Basarabeasca District
Basarabeasca's 47km rail junction makes tiny district (14,914 people) southern Moldova's transit hub—81% trade economy at network's mercy.
Basarabeasca demonstrates how railway junctions function as hub-and-spoke nodes—their value deriving entirely from connectivity rather than local production. With just 14,914 inhabitants, this is one of Moldova's smallest districts, yet its 47-kilometer railway network makes it the most important junction in southern Moldova, connecting Chișinău to Ukraine and the Giurgiulești port on the Danube.
The district's economy inverts typical Moldovan patterns: 81% trade, 18% services, and merely 1% agriculture and manufacturing combined. This unusual structure reflects a transit economy where value flows through rather than originates within. The 233-kilometer Bender-Căușeni-Basarabeasca-Etulia-Giurgiulești rail rehabilitation—Moldova's largest track repair in independent history—was originally scheduled for June 2025 but extended to 2027 when sections proved more deteriorated than anticipated. €82 million in EBRD and EIB financing underscores the junction's strategic importance.
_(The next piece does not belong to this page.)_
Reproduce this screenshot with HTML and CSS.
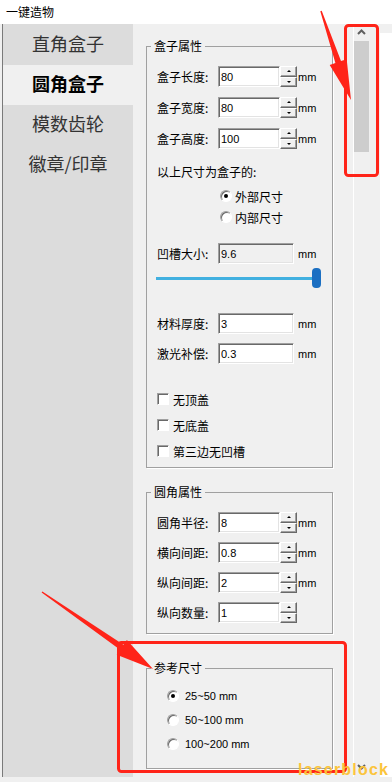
FILE: index.html
```html
<!DOCTYPE html>
<html lang="zh-CN">
<head>
  <meta charset="UTF-8" />
  <meta name="viewport" content="width=device-width, initial-scale=1" />
  <title>一键造物</title>
  <link rel="stylesheet" href="styles.css">
</head>
<body>

  <div class="title-bar">一键造物</div>

  <div class="main">
    <nav class="tabs">
      <a class="tab">直角盒子</a>
      <a class="tab active">圆角盒子</a>
      <a class="tab">模数齿轮</a>
      <a class="tab">徽章/印章</a>
    </nav>

    <div class="panel">
      <!-- 盒子属性 -->
      <fieldset class="group">
        <legend>盒子属性</legend>
        <div class="group-body box-props">
          <div class="field">
            <label>盒子长度:</label>
            <input class="num" value="80">
            <div class="spin"><span class="up"></span><span class="down"></span></div>
            <span class="unit">mm</span>
          </div>
          <div class="field">
            <label>盒子宽度:</label>
            <input class="num" value="80">
            <div class="spin"><span class="up"></span><span class="down"></span></div>
            <span class="unit">mm</span>
          </div>
          <div class="field">
            <label>盒子高度:</label>
            <input class="num" value="100">
            <div class="spin"><span class="up"></span><span class="down"></span></div>
            <span class="unit">mm</span>
          </div>

          <div class="caption">以上尺寸为盒子的:</div>
          <div class="options">
            <div class="option"><span class="radio on"></span>外部尺寸</div>
            <div class="option"><span class="radio"></span>内部尺寸</div>
          </div>

          <div class="field groove">
            <label>凹槽大小:</label>
            <input class="num wide readonly" value="9.6" readonly>
            <span class="unit">mm</span>
          </div>
          <div class="slider">
            <div class="track"></div>
            <div class="thumb"></div>
          </div>

          <div class="field material">
            <label>材料厚度:</label>
            <input class="num wide" value="3">
            <span class="unit">mm</span>
          </div>
          <div class="field laser">
            <label>激光补偿:</label>
            <input class="num wide" value="0.3">
            <span class="unit">mm</span>
          </div>

          <div class="checks">
            <div class="option"><span class="check"></span>无顶盖</div>
            <div class="option"><span class="check"></span>无底盖</div>
            <div class="option"><span class="check"></span>第三边无凹槽</div>
          </div>
        </div>
      </fieldset>

      <!-- 圆角属性 -->
      <fieldset class="group round-props">
        <legend>圆角属性</legend>
        <div class="group-body">
          <div class="field">
            <label>圆角半径:</label>
            <input class="num" value="8">
            <div class="spin"><span class="up"></span><span class="down"></span></div>
            <span class="unit">mm</span>
          </div>
          <div class="field">
            <label>横向间距:</label>
            <input class="num" value="0.8">
            <div class="spin"><span class="up"></span><span class="down"></span></div>
            <span class="unit">mm</span>
          </div>
          <div class="field">
            <label>纵向间距:</label>
            <input class="num" value="2">
            <div class="spin"><span class="up"></span><span class="down"></span></div>
            <span class="unit">mm</span>
          </div>
          <div class="field">
            <label>纵向数量:</label>
            <input class="num" value="1">
            <div class="spin"><span class="up"></span><span class="down"></span></div>
          </div>
        </div>
      </fieldset>

      <!-- 参考尺寸 -->
      <fieldset class="group ref-size">
        <legend>参考尺寸</legend>
        <div class="group-body">
          <div class="options">
            <div class="option"><span class="radio on"></span>25~50 mm</div>
            <div class="option"><span class="radio"></span>50~100 mm</div>
            <div class="option"><span class="radio"></span>100~200 mm</div>
          </div>
        </div>
      </fieldset>
    </div>

    <div class="scrollbar">
      <svg class="arrow" width="15" height="17" viewBox="0 0 15 17">
        <polyline points="4,10 7.5,6.5 11,10" fill="none" stroke="#606060" stroke-width="2"/>
      </svg>
      <div class="thumb-bar"></div>
      <svg class="arrow down" width="15" height="17" viewBox="0 0 15 17">
        <polyline points="4,5 7.5,8.5 11,5" fill="none" stroke="#606060" stroke-width="2"/>
      </svg>
    </div>
    <div class="edge"></div>
  </div>

  <div class="status"></div>

  <!-- red annotations drawn over the window -->
  <svg class="marks" width="392" height="782" viewBox="0 0 392 782">
    <g fill="none" stroke="#ff2419" stroke-width="3">
      <rect x="345.5" y="25.5" width="32" height="150" rx="3"/>
      <rect x="118.5" y="642.5" width="227" height="129" rx="3"/>
    </g>
    <g fill="#ff2419">
      <polygon points="320.3,11.2 321.7,10.8 341,61.1 346.7,59.2 351,100 329.7,65 335.4,63.1"/>
      <polygon points="41.6,592.6 42.4,591.4 123.5,644.8 126.9,639.9 153,669 116.7,654.7 120.1,649.8"/>
    </g>
  </svg>

  <div class="watermark">laserblock</div>

</body>
</html>
```

FILE: styles.css
```css
/* WINDOW */
* {
  box-sizing: border-box;
}
body {
  margin: 0;
  width: 392px;
  height: 782px;
  overflow: hidden;
  position: relative;
  background: #f0f0f0;
  font-family: "Liberation Sans", "Noto Sans CJK SC", sans-serif;
  font-size: 12px;
  color: #000;
}
.title-bar {
  height: 24px;
  line-height: 24px;
  padding-left: 6px;
  background: #fff;
  font-family: "Noto Sans CJK SC", sans-serif;
}
.main {
  display: flex;
  height: 753px;
}
.status {
  height: 5px;
}

/* LEFT TABS */
.tabs {
  width: 131px;
  margin-left: 2px;
  padding-top: 1px;
  background: #dcdcdc;
  border-left: 1px solid #7a7a7a;
}
.tab {
  display: block;
  height: 40px;
  line-height: 37px;
  text-align: center;
  font-family: "Noto Sans CJK SC", sans-serif;
  font-size: 18px;
  color: #333;
}
.tab.active {
  background: #f0f0f0;
  color: #000;
  font-weight: bold;
}

/* PANEL + GROUP BOXES */
.panel {
  width: 220px;
  padding: 14px 0 0 13px;
}
.group {
  width: 187px;
  min-width: 0;
  margin: 0;
  padding: 0;
  border: 1px solid #a0a0a0;
  box-shadow: 1px 1px 0 #fff;
}
.group legend {
  margin-left: 4px;
  padding: 0 3px;
  line-height: 16px;
  font-family: "Noto Sans CJK SC", sans-serif;
}
.group-body {
  padding: 12px 0 8px 10px;
}
.round-props {
  margin-top: 16px;
}
.round-props .group-body {
  padding-bottom: 10px;
}
.ref-size {
  margin-top: 26px;
}
.ref-size .group-body {
  padding-bottom: 16px;
}

/* FIELDS */
.field {
  display: flex;
  align-items: center;
  height: 21px;
}
.field + .field {
  margin-top: 10px;
}
.round-props .field + .field {
  margin-top: 9px;
}
.field label {
  width: 61px;
  font-family: "Noto Sans CJK SC", sans-serif;
}
.num {
  width: 62px;
  height: 21px;
  margin: 0;
  padding: 0 0 0 2px;
  border: 1px solid;
  border-color: #a0a0a0 #fff #fff #a0a0a0;
  box-shadow: inset 1px 1px 0 #696969, inset -1px -1px 0 #e3e3e3;
  background: #fff;
  font-family: "Liberation Sans", sans-serif;
  font-size: 11px;
  color: #000;
  outline: none;
}
.num.wide {
  width: 76px;
}
.num.readonly {
  background: #f0f0f0;
}
.spin {
  display: flex;
  flex-direction: column;
  width: 17px;
  height: 21px;
}
.spin span {
  flex: 1;
  display: flex;
  align-items: center;
  justify-content: center;
  background: #f0f0f0;
  border: 1px solid;
  border-color: #fff #696969 #696969 #fff;
  box-shadow: inset -1px -1px 0 #a0a0a0;
}
.spin .up::after,
.spin .down::after {
  content: "";
  border-left: 2px solid transparent;
  border-right: 2px solid transparent;
}
.spin .up::after {
  border-bottom: 2px solid #000;
}
.spin .down::after {
  border-top: 2px solid #000;
}
.unit {
  margin-left: 1px;
  font-size: 11px;
}
.wide + .unit {
  margin-left: 4px;
}

.caption {
  margin-top: 15px;
  line-height: 16px;
  font-family: "Noto Sans CJK SC", sans-serif;
}
.options {
  display: flex;
  flex-direction: column;
  gap: 5px;
  margin: 8px 0 0 63px;
}
.option {
  display: flex;
  align-items: center;
  gap: 3px;
  height: 16px;
  font-family: "Noto Sans CJK SC", sans-serif;
}
.ref-size .options {
  gap: 8px;
  margin: 0 0 0 10px;
}
.ref-size .option {
  gap: 6px;
  font-family: "Liberation Sans", sans-serif;
  font-size: 11px;
}
.radio {
  display: flex;
  align-items: center;
  justify-content: center;
  width: 12px;
  height: 12px;
  border-radius: 50%;
  border: 1px solid;
  border-color: #a0a0a0 #fff #fff #a0a0a0;
  box-shadow: inset 1px 1px 0 #696969;
  background: #fff;
}
.radio.on::after {
  content: "";
  width: 4px;
  height: 4px;
  border-radius: 50%;
  background: #000;
}

.field.groove {
  margin-top: 18px;
}
.slider {
  display: flex;
  align-items: center;
  width: 165px;
  height: 20px;
  margin: 4px 0 0 -1px;
}
.track {
  flex: 1;
  height: 3px;
  background: #41b0e0;
}
.thumb {
  width: 9px;
  height: 20px;
  border-radius: 4px;
  background: #1b6fc2;
}
.field.material {
  margin-top: 25px;
}
.field.laser {
  margin-top: 9px;
}

.checks {
  display: flex;
  flex-direction: column;
  gap: 10px;
  margin-top: 27px;
}
.checks .option {
  gap: 4px;
}
.check {
  width: 12px;
  height: 12px;
  border: 1px solid;
  border-color: #a0a0a0 #fff #fff #a0a0a0;
  box-shadow: inset 1px 1px 0 #696969;
  background: #fff;
}

/* SCROLLBAR */
.scrollbar {
  display: flex;
  flex-direction: column;
  width: 27px;
  border-left: 1px solid #fff;
}
.arrow {
  display: block;
}
.arrow.down {
  margin-top: auto;
}
.thumb-bar {
  width: 15px;
  height: 111px;
  background: #cdcdcd;
}
.edge {
  flex: 1;
  margin-top: 9px;
  background: #fff;
}

/* OVERLAYS */
.marks {
  position: absolute;
  top: 0;
  left: 0;
  pointer-events: none;
}
.watermark {
  position: absolute;
  left: 298px;
  top: 762px;
  line-height: 16px;
  font-family: "Liberation Sans", sans-serif;
  font-size: 16px;
  font-weight: bold;
  letter-spacing: 1.2px;
  color: #fbc43c;
}
```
Yet hub dependency creates vulnerability. In January 2025, 'difficult financial situations' suspended the Chișinău-Basarabeasca and Basarabeasca-Zloți services. When the network degrades, the junction's value collapses—unlike agricultural districts that retain inherent productivity. Local wineries like Basarabia-Lwin Invest and agricultural processors represent efforts to build intrinsic value, but the district's identity remains tied to connectivity. Like a spider's web, Basarabeasca's prosperity depends on maintaining the threads that connect it to everywhere else.